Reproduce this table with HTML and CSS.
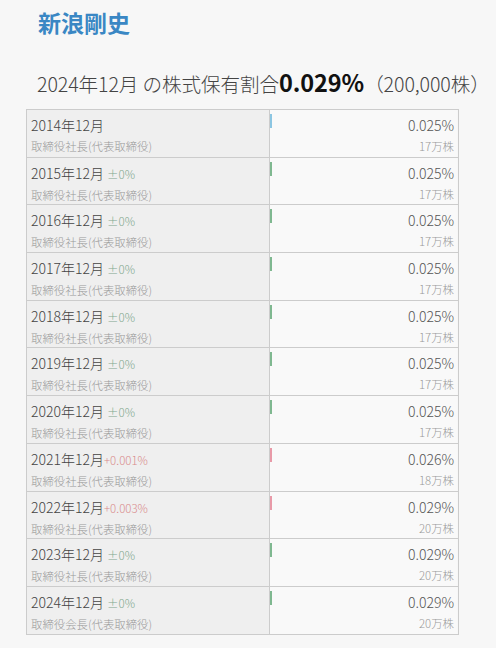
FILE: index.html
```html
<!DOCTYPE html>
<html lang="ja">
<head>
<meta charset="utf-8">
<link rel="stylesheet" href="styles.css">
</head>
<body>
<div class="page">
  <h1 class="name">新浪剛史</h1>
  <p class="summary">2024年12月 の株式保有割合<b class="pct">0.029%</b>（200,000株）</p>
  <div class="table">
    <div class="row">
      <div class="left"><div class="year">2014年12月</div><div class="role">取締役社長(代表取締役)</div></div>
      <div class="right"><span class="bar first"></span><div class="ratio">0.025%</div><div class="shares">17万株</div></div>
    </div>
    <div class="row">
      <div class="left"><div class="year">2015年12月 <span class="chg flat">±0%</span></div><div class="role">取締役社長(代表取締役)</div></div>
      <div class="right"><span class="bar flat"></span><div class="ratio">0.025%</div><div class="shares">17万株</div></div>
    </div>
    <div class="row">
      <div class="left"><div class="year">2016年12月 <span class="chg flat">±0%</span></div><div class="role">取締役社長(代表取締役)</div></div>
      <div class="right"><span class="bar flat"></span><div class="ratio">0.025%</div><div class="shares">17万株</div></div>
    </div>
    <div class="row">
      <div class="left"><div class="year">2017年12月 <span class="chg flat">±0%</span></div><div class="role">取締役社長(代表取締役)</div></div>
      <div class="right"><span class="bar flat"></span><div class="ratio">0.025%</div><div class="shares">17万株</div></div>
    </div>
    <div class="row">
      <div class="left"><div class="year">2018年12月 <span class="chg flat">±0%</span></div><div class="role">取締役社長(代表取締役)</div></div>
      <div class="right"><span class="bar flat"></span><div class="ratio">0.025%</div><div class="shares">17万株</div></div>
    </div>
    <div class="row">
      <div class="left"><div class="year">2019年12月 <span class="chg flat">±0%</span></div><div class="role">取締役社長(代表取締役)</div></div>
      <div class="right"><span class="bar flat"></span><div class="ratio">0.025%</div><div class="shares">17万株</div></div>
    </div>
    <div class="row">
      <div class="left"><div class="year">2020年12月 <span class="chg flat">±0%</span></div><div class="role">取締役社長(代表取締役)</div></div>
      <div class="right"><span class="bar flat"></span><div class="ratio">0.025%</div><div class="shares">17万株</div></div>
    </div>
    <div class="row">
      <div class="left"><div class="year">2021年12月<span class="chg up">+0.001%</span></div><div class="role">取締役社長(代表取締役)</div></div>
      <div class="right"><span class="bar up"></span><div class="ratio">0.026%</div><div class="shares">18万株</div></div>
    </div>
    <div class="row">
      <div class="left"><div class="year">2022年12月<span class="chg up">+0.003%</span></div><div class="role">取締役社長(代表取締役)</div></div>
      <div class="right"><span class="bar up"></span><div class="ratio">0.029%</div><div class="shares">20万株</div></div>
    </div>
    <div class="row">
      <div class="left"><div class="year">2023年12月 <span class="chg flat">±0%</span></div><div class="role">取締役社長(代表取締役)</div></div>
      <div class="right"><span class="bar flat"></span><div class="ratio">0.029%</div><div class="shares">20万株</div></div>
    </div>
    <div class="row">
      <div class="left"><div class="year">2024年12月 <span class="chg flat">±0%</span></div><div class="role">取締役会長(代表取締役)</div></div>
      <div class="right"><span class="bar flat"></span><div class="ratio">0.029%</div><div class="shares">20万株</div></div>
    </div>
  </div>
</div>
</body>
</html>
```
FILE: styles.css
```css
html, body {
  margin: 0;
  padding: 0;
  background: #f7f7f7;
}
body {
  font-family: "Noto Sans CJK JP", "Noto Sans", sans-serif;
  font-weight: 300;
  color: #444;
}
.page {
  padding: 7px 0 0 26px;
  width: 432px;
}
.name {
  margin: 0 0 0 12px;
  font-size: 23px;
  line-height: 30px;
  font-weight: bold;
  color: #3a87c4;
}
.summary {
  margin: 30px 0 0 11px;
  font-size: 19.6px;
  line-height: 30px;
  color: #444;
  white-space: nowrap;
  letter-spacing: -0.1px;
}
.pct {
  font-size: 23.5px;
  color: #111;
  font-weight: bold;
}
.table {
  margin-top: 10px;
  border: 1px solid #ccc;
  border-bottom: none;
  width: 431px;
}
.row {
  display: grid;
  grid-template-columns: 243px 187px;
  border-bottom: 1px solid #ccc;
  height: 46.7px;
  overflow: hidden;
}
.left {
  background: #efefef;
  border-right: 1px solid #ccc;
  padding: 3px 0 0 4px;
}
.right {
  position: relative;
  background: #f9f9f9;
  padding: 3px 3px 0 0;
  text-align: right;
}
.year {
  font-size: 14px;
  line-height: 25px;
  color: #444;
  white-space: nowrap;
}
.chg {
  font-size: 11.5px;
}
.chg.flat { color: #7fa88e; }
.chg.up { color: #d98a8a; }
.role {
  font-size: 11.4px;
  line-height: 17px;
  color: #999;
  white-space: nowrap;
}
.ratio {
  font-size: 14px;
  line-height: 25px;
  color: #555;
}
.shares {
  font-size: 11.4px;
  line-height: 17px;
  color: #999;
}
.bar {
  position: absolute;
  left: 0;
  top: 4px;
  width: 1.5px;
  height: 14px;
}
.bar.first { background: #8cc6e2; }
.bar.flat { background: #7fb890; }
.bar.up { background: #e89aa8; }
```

------------------------

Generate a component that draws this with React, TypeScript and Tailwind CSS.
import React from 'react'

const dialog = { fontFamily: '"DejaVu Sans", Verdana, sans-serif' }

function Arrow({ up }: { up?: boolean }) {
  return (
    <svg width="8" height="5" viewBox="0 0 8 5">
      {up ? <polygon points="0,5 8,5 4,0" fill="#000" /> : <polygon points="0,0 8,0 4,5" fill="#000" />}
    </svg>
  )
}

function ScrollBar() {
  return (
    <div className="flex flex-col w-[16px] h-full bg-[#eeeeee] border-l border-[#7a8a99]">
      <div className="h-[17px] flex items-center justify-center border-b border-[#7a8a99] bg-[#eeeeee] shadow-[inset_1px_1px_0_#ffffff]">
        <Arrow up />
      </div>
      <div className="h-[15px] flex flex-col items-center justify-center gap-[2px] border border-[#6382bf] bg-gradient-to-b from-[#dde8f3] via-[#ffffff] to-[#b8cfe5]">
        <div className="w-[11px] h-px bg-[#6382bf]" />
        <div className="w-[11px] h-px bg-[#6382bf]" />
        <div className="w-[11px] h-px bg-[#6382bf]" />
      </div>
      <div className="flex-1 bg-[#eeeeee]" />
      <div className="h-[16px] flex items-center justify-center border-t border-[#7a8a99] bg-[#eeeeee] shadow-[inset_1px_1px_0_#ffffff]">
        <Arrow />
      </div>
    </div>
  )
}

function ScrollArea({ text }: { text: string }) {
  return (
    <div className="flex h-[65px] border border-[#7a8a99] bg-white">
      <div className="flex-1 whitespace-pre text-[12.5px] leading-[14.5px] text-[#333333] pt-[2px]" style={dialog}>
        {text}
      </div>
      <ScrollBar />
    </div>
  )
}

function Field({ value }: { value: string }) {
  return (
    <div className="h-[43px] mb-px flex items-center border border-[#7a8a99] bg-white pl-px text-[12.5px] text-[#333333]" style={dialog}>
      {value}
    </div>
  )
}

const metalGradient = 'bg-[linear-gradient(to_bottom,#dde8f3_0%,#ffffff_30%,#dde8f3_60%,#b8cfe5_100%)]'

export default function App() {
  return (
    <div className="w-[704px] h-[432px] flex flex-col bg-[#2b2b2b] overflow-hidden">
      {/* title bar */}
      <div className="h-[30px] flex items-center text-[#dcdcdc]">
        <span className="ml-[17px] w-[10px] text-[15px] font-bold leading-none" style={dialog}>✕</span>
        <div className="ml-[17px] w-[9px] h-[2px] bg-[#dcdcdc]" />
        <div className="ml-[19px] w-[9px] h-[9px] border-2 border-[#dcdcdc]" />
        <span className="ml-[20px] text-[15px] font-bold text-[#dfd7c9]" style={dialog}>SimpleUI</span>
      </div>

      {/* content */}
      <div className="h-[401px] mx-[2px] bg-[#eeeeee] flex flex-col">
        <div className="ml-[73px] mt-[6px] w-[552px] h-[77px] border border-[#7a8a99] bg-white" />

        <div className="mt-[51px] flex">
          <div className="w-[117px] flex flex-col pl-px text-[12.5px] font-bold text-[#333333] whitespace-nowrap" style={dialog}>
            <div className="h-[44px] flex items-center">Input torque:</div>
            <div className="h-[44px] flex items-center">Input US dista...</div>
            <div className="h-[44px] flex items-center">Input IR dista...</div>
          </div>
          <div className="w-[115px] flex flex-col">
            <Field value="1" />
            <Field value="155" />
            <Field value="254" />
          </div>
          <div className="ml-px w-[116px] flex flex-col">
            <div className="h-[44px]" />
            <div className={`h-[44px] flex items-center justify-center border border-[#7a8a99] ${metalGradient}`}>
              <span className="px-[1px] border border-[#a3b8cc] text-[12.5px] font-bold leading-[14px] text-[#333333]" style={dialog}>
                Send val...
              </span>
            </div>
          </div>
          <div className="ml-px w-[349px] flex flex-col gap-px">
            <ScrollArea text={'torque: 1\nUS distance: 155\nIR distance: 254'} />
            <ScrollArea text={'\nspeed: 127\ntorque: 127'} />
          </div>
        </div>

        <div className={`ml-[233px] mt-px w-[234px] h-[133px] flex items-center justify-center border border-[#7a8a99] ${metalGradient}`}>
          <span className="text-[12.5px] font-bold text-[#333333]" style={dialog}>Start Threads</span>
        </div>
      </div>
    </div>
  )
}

------------------------

TASK STATEMENT » Collect every line from the records above that contains the word "table".

THE ANSWER »
Reproduce this table with HTML and CSS.
  <div class="table">
.table {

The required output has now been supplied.